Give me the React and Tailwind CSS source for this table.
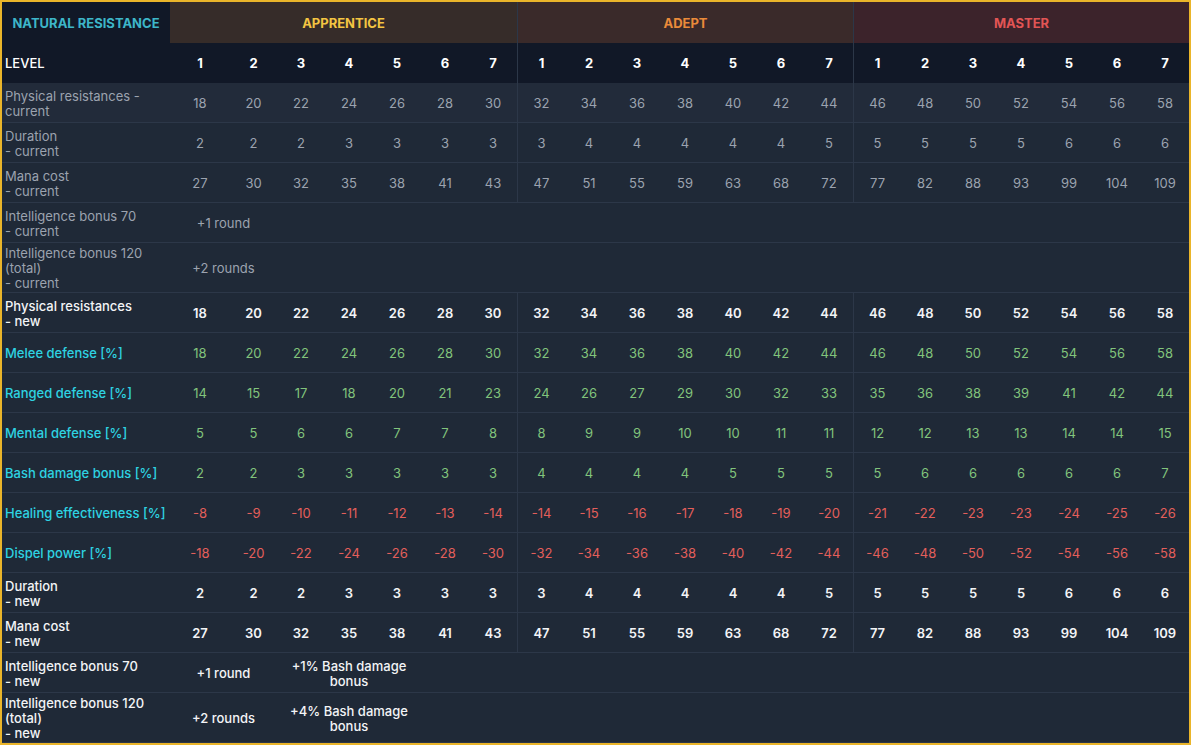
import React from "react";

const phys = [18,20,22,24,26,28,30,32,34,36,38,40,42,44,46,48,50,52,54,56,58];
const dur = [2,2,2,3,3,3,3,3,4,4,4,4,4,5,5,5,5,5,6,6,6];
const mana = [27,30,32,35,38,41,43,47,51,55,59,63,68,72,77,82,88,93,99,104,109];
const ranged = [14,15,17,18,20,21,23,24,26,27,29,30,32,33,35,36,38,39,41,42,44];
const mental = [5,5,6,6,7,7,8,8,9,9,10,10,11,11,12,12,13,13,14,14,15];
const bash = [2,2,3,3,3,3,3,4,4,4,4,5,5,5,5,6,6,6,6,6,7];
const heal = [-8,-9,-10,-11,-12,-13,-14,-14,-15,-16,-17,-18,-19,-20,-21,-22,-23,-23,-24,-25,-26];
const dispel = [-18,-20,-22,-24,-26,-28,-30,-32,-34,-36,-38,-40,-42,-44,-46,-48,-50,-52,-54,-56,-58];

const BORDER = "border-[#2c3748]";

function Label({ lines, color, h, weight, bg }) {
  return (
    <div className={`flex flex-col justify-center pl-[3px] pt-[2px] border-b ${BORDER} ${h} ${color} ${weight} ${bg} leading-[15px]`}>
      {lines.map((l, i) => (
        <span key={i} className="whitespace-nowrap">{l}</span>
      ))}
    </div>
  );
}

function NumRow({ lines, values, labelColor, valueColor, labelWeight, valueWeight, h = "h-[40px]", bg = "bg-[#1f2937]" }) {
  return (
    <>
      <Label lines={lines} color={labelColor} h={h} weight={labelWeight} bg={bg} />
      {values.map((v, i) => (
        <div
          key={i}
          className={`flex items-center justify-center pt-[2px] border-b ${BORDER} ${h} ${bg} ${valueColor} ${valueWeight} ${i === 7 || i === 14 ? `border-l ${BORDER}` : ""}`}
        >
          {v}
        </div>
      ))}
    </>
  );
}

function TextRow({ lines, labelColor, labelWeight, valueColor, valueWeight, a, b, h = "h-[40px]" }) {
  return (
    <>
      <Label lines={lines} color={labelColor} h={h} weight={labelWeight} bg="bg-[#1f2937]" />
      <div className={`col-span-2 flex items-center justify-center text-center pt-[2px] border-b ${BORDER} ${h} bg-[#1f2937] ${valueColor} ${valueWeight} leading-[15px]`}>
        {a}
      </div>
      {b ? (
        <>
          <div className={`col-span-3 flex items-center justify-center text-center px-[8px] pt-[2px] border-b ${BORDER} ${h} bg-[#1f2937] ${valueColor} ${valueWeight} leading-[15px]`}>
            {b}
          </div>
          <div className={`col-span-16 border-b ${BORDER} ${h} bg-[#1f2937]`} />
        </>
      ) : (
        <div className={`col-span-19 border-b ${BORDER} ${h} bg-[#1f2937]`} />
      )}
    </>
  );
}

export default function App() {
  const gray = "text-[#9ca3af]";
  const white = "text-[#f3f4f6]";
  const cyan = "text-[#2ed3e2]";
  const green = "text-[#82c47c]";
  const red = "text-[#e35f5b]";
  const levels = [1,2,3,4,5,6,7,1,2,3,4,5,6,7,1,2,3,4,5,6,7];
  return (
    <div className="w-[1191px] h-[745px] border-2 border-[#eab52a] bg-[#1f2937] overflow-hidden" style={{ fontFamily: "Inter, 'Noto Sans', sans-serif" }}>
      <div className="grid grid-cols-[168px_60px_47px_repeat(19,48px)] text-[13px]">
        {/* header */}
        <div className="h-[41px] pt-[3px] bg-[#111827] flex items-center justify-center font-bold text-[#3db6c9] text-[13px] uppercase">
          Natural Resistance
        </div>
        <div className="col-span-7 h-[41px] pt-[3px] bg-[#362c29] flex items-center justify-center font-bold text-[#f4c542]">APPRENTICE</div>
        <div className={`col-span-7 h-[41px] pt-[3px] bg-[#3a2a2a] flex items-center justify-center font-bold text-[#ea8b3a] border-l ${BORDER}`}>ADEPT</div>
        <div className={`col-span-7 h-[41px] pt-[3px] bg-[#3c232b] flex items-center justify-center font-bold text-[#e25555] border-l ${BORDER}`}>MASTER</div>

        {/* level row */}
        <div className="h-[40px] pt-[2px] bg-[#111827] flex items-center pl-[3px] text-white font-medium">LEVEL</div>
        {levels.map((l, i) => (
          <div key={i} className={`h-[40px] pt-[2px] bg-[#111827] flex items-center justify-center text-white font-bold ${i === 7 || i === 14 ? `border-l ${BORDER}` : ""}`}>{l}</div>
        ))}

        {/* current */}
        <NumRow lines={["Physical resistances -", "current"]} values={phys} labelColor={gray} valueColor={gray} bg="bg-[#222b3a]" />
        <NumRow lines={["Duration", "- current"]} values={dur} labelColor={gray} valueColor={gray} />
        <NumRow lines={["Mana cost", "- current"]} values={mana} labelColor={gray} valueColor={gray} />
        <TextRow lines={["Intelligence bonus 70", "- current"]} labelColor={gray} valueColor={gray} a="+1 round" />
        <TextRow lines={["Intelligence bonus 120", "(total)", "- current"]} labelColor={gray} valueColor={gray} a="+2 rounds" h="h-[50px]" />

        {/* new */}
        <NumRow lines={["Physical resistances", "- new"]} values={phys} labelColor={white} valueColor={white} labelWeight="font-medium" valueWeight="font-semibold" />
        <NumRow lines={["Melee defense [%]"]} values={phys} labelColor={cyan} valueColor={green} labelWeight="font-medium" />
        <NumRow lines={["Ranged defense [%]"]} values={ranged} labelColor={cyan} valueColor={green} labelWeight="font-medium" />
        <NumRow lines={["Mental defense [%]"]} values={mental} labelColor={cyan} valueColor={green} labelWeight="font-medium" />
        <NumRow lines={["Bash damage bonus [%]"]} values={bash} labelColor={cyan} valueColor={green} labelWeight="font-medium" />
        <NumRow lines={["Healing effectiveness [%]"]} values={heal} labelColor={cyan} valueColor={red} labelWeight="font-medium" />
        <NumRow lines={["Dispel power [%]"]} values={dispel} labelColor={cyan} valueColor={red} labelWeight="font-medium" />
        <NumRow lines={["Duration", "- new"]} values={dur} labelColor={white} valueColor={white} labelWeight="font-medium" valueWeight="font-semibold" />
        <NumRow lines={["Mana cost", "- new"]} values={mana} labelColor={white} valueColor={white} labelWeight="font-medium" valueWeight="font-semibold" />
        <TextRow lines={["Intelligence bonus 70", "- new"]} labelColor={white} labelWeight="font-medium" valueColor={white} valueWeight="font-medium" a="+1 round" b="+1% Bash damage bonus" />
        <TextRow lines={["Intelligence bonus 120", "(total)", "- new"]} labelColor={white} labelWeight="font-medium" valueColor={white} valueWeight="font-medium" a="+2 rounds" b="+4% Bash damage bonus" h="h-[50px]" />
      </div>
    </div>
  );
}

* * * * * * *

### EXERCISE DETAILS
Leave the pictures out, and print every line of the listing exactly as written.

### CORRECT RESPONSE
Give me the React and Tailwind CSS source for this table.
import React from "react";

const phys = [18,20,22,24,26,28,30,32,34,36,38,40,42,44,46,48,50,52,54,56,58];
const dur = [2,2,2,3,3,3,3,3,4,4,4,4,4,5,5,5,5,5,6,6,6];
const mana = [27,30,32,35,38,41,43,47,51,55,59,63,68,72,77,82,88,93,99,104,109];
const ranged = [14,15,17,18,20,21,23,24,26,27,29,30,32,33,35,36,38,39,41,42,44];
const mental = [5,5,6,6,7,7,8,8,9,9,10,10,11,11,12,12,13,13,14,14,15];
const bash = [2,2,3,3,3,3,3,4,4,4,4,5,5,5,5,6,6,6,6,6,7];
const heal = [-8,-9,-10,-11,-12,-13,-14,-14,-15,-16,-17,-18,-19,-20,-21,-22,-23,-23,-24,-25,-26];
const dispel = [-18,-20,-22,-24,-26,-28,-30,-32,-34,-36,-38,-40,-42,-44,-46,-48,-50,-52,-54,-56,-58];

const BORDER = "border-[#2c3748]";

function Label({ lines, color, h, weight, bg }) {
  return (
    <div className={`flex flex-col justify-center pl-[3px] pt-[2px] border-b ${BORDER} ${h} ${color} ${weight} ${bg} leading-[15px]`}>
      {lines.map((l, i) => (
        <span key={i} className="whitespace-nowrap">{l}</span>
      ))}
    </div>
  );
}

function NumRow({ lines, values, labelColor, valueColor, labelWeight, valueWeight, h = "h-[40px]", bg = "bg-[#1f2937]" }) {
  return (
    <>
      <Label lines={lines} color={labelColor} h={h} weight={labelWeight} bg={bg} />
      {values.map((v, i) => (
        <div
          key={i}
          className={`flex items-center justify-center pt-[2px] border-b ${BORDER} ${h} ${bg} ${valueColor} ${valueWeight} ${i === 7 || i === 14 ? `border-l ${BORDER}` : ""}`}
        >
          {v}
        </div>
      ))}
    </>
  );
}

function TextRow({ lines, labelColor, labelWeight, valueColor, valueWeight, a, b, h = "h-[40px]" }) {
  return (
    <>
      <Label lines={lines} color={labelColor} h={h} weight={labelWeight} bg="bg-[#1f2937]" />
      <div className={`col-span-2 flex items-center justify-center text-center pt-[2px] border-b ${BORDER} ${h} bg-[#1f2937] ${valueColor} ${valueWeight} leading-[15px]`}>
        {a}
      </div>
      {b ? (
        <>
          <div className={`col-span-3 flex items-center justify-center text-center px-[8px] pt-[2px] border-b ${BORDER} ${h} bg-[#1f2937] ${valueColor} ${valueWeight} leading-[15px]`}>
            {b}
          </div>
          <div className={`col-span-16 border-b ${BORDER} ${h} bg-[#1f2937]`} />
        </>
      ) : (
        <div className={`col-span-19 border-b ${BORDER} ${h} bg-[#1f2937]`} />
      )}
    </>
  );
}

export default function App() {
  const gray = "text-[#9ca3af]";
  const white = "text-[#f3f4f6]";
  const cyan = "text-[#2ed3e2]";
  const green = "text-[#82c47c]";
  const red = "text-[#e35f5b]";
  const levels = [1,2,3,4,5,6,7,1,2,3,4,5,6,7,1,2,3,4,5,6,7];
  return (
    <div className="w-[1191px] h-[745px] border-2 border-[#eab52a] bg-[#1f2937] overflow-hidden" style={{ fontFamily: "Inter, 'Noto Sans', sans-serif" }}>
      <div className="grid grid-cols-[168px_60px_47px_repeat(19,48px)] text-[13px]">
        {/* header */}
        <div className="h-[41px] pt-[3px] bg-[#111827] flex items-center justify-center font-bold text-[#3db6c9] text-[13px] uppercase">
          Natural Resistance
        </div>
        <div className="col-span-7 h-[41px] pt-[3px] bg-[#362c29] flex items-center justify-center font-bold text-[#f4c542]">APPRENTICE</div>
        <div className={`col-span-7 h-[41px] pt-[3px] bg-[#3a2a2a] flex items-center justify-center font-bold text-[#ea8b3a] border-l ${BORDER}`}>ADEPT</div>
        <div className={`col-span-7 h-[41px] pt-[3px] bg-[#3c232b] flex items-center justify-center font-bold text-[#e25555] border-l ${BORDER}`}>MASTER</div>

        {/* level row */}
        <div className="h-[40px] pt-[2px] bg-[#111827] flex items-center pl-[3px] text-white font-medium">LEVEL</div>
        {levels.map((l, i) => (
          <div key={i} className={`h-[40px] pt-[2px] bg-[#111827] flex items-center justify-center text-white font-bold ${i === 7 || i === 14 ? `border-l ${BORDER}` : ""}`}>{l}</div>
        ))}

        {/* current */}
        <NumRow lines={["Physical resistances -", "current"]} values={phys} labelColor={gray} valueColor={gray} bg="bg-[#222b3a]" />
        <NumRow lines={["Duration", "- current"]} values={dur} labelColor={gray} valueColor={gray} />
        <NumRow lines={["Mana cost", "- current"]} values={mana} labelColor={gray} valueColor={gray} />
        <TextRow lines={["Intelligence bonus 70", "- current"]} labelColor={gray} valueColor={gray} a="+1 round" />
        <TextRow lines={["Intelligence bonus 120", "(total)", "- current"]} labelColor={gray} valueColor={gray} a="+2 rounds" h="h-[50px]" />

        {/* new */}
        <NumRow lines={["Physical resistances", "- new"]} values={phys} labelColor={white} valueColor={white} labelWeight="font-medium" valueWeight="font-semibold" />
        <NumRow lines={["Melee defense [%]"]} values={phys} labelColor={cyan} valueColor={green} labelWeight="font-medium" />
        <NumRow lines={["Ranged defense [%]"]} values={ranged} labelColor={cyan} valueColor={green} labelWeight="font-medium" />
        <NumRow lines={["Mental defense [%]"]} values={mental} labelColor={cyan} valueColor={green} labelWeight="font-medium" />
        <NumRow lines={["Bash damage bonus [%]"]} values={bash} labelColor={cyan} valueColor={green} labelWeight="font-medium" />
        <NumRow lines={["Healing effectiveness [%]"]} values={heal} labelColor={cyan} valueColor={red} labelWeight="font-medium" />
        <NumRow lines={["Dispel power [%]"]} values={dispel} labelColor={cyan} valueColor={red} labelWeight="font-medium" />
        <NumRow lines={["Duration", "- new"]} values={dur} labelColor={white} valueColor={white} labelWeight="font-medium" valueWeight="font-semibold" />
        <NumRow lines={["Mana cost", "- new"]} values={mana} labelColor={white} valueColor={white} labelWeight="font-medium" valueWeight="font-semibold" />
        <TextRow lines={["Intelligence bonus 70", "- new"]} labelColor={white} labelWeight="font-medium" valueColor={white} valueWeight="font-medium" a="+1 round" b="+1% Bash damage bonus" />
        <TextRow lines={["Intelligence bonus 120", "(total)", "- new"]} labelColor={white} labelWeight="font-medium" valueColor={white} valueWeight="font-medium" a="+2 rounds" b="+4% Bash damage bonus" h="h-[50px]" />
      </div>
    </div>
  );
}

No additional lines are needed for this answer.